In each run I monitored, other than the time to complete the operation, the log growth from a fixed dimension and the wait stats occurred during the insert; Each run was repeated twice, once with the log file starting from the standard 10GB size, and another one repeating the test with the size the Log had grown into to verify how much log growing affected performances. As you may have noticed, an interactive PowerBI report to analyze the data I’ve gathered (don’t forget to drill down, neat!) and at the end of the post you’ll find a summary table with all the tests.
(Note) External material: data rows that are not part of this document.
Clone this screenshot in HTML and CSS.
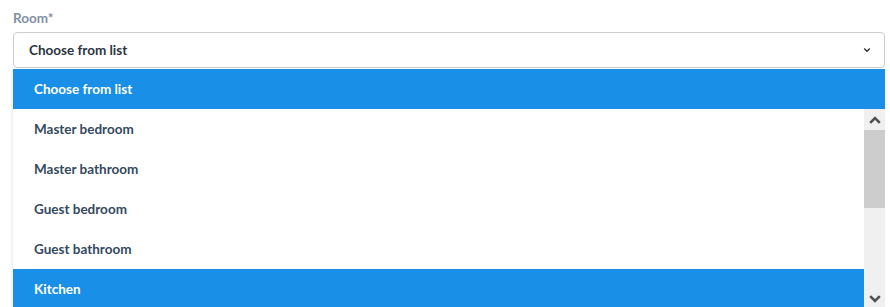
FILE: index.html
```html
<!DOCTYPE html>
<html>
<head>
<meta charset="utf-8">
<link rel="stylesheet" href="styles.css">
</head>
<body>
<div class="field">
  <label class="label">Room*</label>
  <div class="select">
    <span class="select-value">Choose from list</span>
    <svg class="chev" width="8" height="6" viewBox="0 0 8 6"><path d="M1.2 1.5 L4 4.3 L6.8 1.5" fill="none" stroke="#333" stroke-width="1.4"/></svg>
  </div>
  <div class="dropdown">
    <div class="option selected">Choose from list</div>
    <div class="list-wrap">
      <div class="list">
        <div class="option">Master bedroom</div>
        <div class="option">Master bathroom</div>
        <div class="option">Guest bedroom</div>
        <div class="option">Guest bathroom</div>
        <div class="option active">Kitchen</div>
      </div>
      <div class="scrollbar">
        <div class="sb-btn">
          <svg width="12" height="8" viewBox="0 0 12 8"><path d="M1.2 6.8 L6 2 L10.8 6.8" fill="none" stroke="#505050" stroke-width="2.6"/></svg>
        </div>
        <div class="sb-thumb"></div>
        <div class="sb-track"></div>
        <div class="sb-btn">
          <svg width="12" height="8" viewBox="0 0 12 8"><path d="M1.2 1.2 L6 6 L10.8 1.2" fill="none" stroke="#505050" stroke-width="2.6"/></svg>
        </div>
      </div>
    </div>
  </div>
</div>
</body>
</html>
```
FILE: styles.css
```css
html, body {
  margin: 0;
  padding: 0;
  background: #ffffff;
  overflow: hidden;
}
body {
  font-family: "Lato", "Liberation Sans", sans-serif;
  font-size: 13.5px;
  font-weight: 700;
  color: #34495e;
}
.field {
  padding: 10px 5px 0 13px;
}
.label {
  display: block;
  color: #8090a4;
  line-height: 16px;
  height: 22px;
}
.select {
  height: 34px;
  border: 1px solid #cccccc;
  border-radius: 4px;
  display: flex;
  align-items: center;
  justify-content: space-between;
  padding: 0 13px 0 15px;
  color: #2b3542;
}
.chev {
  display: block;
}
.dropdown {
  margin-top: 1px;
  box-shadow: -1px 1px 3px rgba(0,0,0,0.10);
  background: #fff;
}
.option {
  height: 40px;
  line-height: 40px;
  padding-left: 21px;
  color: #34495e;
  white-space: nowrap;
}
.option.selected, .option.active {
  background: #1a8fe8;
  color: #ffffff;
}
.list-wrap {
  display: flex;
  height: 200px;
}
.list {
  flex: 1;
}
.scrollbar {
  width: 21px;
  background: #f0f0f0;
  display: flex;
  flex-direction: column;
}
.sb-btn {
  height: 21px;
  display: flex;
  align-items: center;
  justify-content: center;
}
.sb-thumb {
  height: 78px;
  background: #cdcdcd;
}
.sb-track {
  flex: 1;
}
```
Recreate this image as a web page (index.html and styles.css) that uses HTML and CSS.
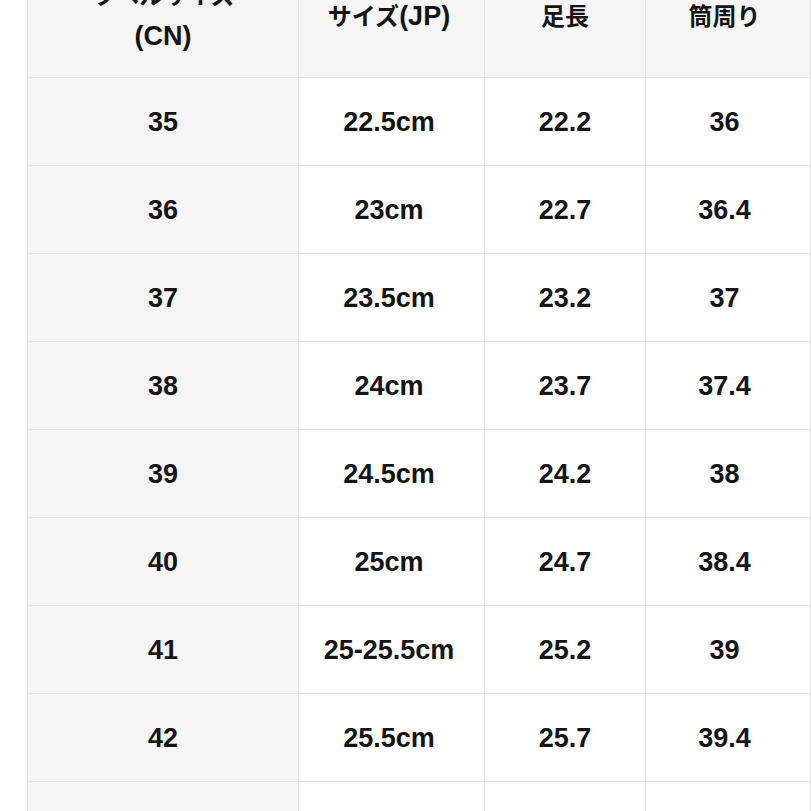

As source data, I used the lineitem table in the TPC-H database created by HammerDB that I already had on my Instance; You can install it for free and it’s a nice tool to literally hammer your instance with a simulated workload of either TPC-C or TPC-H scenarios. The table has 60 million rows , weights about 2.3GB and it’s a Clustered Columnstore, so reading performance are not a bottleneck. This is the definition of the table I’m going to insert into:

CREATE TABLE [dbo].[lineitem](
  [identity] [bigint] IDENTITY(1,1) NOT NULL,
  [l_shipdate] [date] NULL,
  [l_orderkey] [bigint] NOT NULL,
  [l_discount] [money] NOT NULL,
  [l_extendedprice] [money] NOT NULL,
  [l_suppkey] [int] NOT NULL,
  [l_quantity] [bigint] NOT NULL,
  [l_returnflag] [char](1) NULL,
  [l_partkey] [bigint] NOT NULL,
  [l_linestatus] [char](1) NULL,
  [l_tax] [money] NOT NULL,
  [l_commitdate] [date] NULL,
  [l_receiptdate] [date] NULL,
  [l_shipmode] [char](10) NULL,
  [l_linenumber] [bigint] NOT NULL,
  [l_shipinstruct] [char](25) NULL,
  [l_comment] [varchar](44) NULL,
 -- CONSTRAINT [PK_lineitem] PRIMARY KEY CLUSTERED 
 --(
 -- [identity] ASC
 --) ON [PRIMARY]
) ON [PRIMARY]

This is the query that I’m using to test the inserts:

DBCC SQLPERF('sys.dm_os_wait_stats', CLEAR);
GO

DECLARE @t1 datetime2, @t2 datetime2;

SET @t1= SYSDATETIME();

TRUNCATE TABLE dbo.lineitem;

INSERT INTO dbo.lineitem --WITH (TABLOCK) 
       ([l_shipdate],[l_orderkey],[l_discount],[l_extendedprice],
       [l_suppkey],[l_quantity],[l_returnflag],[l_partkey],
       [l_linestatus],[l_tax],[l_commitdate],[l_receiptdate],
       [l_shipmode],[l_linenumber],[l_shipinstruct],[l_comment])
SELECT
       [l_shipdate],[l_orderkey],[l_discount],[l_extendedprice],
       [l_suppkey],[l_quantity],[l_returnflag],[l_partkey],
       [l_linestatus],[l_tax],[l_commitdate],[l_receiptdate],
       [l_shipmode],[l_linenumber],[l_shipinstruct],[l_comment]
FROM   [tpch].[dbo].[lineitem];

--Insert Index Creation Statement here

SET @t2 = SYSDATETIME()

SELECT DATEDIFF(Millisecond,@t1,@t2) as Duration

I’m clearing the Waitstats right before starting the insert query to be able to get a snapshot of what the query was waiting on during the execution.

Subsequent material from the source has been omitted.